Famous line: children "are not your children" — they belong to life's longing. Teaching: give truth as gift, not imposition. Progressive parenting and pedagogy avant la lettre. Modern readers debate gendered assumptions in marriage chapters; note historical 1920s voice while extracting usable insight.

Biographical Context

Gibran (1883–1931) emigrated from Lebanon to Boston; artist, poet, bilingual intellectual in Mahjar literary movement. *The Prophet* made him global celebrity — wedding-gift classic, sometimes dismissed as kitsch by critics. Biography deepens reading: exile, unrequited love (Mary Haskell patron), illness. Book is distilled longing for homeland and unity.

Common Criticisms and Responses

Critics call Gibran vague, repetitive, commercially beloved. Defenders note precision of metaphor within brevity. Approach openly: if line resonates, sit with it; if not, move chapter. Not novel — cannot "spoiled."

Misreadings

Quoting lines without paradox flattens meaning — joy/sorrow pairs are structural. Treating as strict religious scripture misaligns genre. Expecting narrative arc frustrates; book is liturgical sequence.

Suggested Reading Path (Four Weeks)

Week 1: Love, marriage, children, giving. Week 2: Work, sorrow, houses, clothes, buying/selling. Week 3: Freedom, reason/passion, pain, self-knowledge, teaching. Week 4: Friendship through death — completion.
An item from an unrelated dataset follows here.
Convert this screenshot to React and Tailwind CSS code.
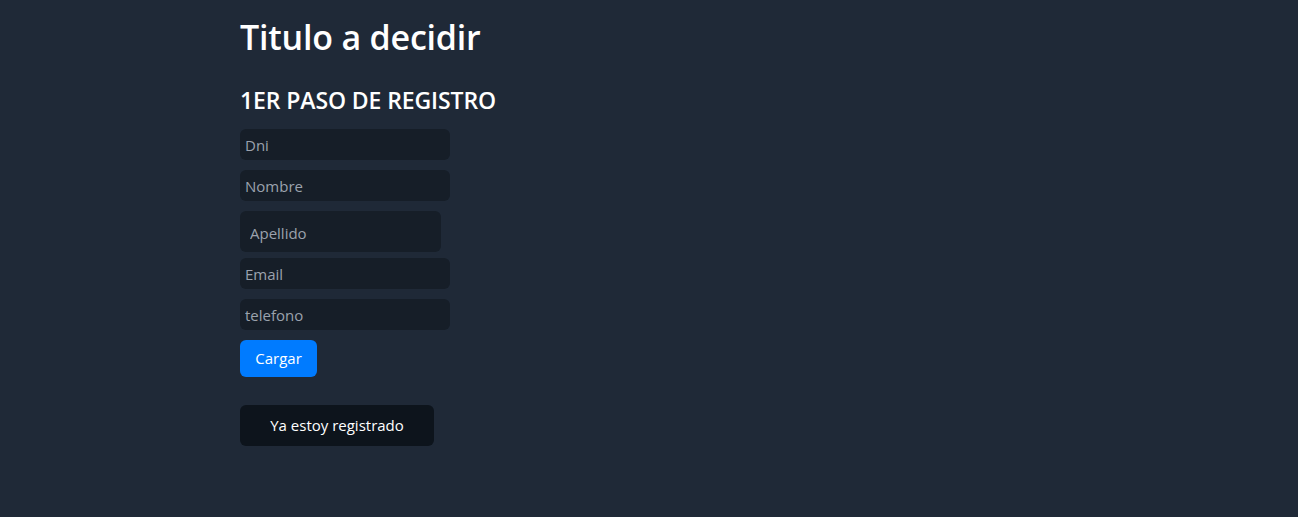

Journal one favorite line per chapter and one question it raises.

Passages to Mark

- "Your children are not your children." - Work as love made visible. - Joy and sorrow together. - Spaces in togetherness (marriage). - Death as sea returning to sea.

Pairings

Read Rumi's *Masnavi* selections for Sufi dialogue form. Ralph Waldo Emerson's essays for American transcendental parallel. Rainer Maria Rilke's *Letters to a Young Poet* for intimate counsel genre. Compare Nietzsche's Zarathustra — more abrasive cousin.

After Reading

Choose one chapter and rewrite its counsel in plain contemporary prose without metaphors. Then compare — what did imagery carry that abstraction lost?

Second exercise: Which chapter would you give a friend in crisis? Defend choice with textual evidence.

Why *The Prophet* Endures

One hundred million copies suggest something beyond fashion. Gibran offers portable spirituality without institutional gatekeeping — portable, lyrical, permissive. Read *The Prophet* as guest leaving island: listen to farewell address, underline what troubles or heals you, let the ship sail. Meaning accumulates in return visits, not single dissection. That is how liturgy works — and Gibran wrote secular liturgy for modern loneliness.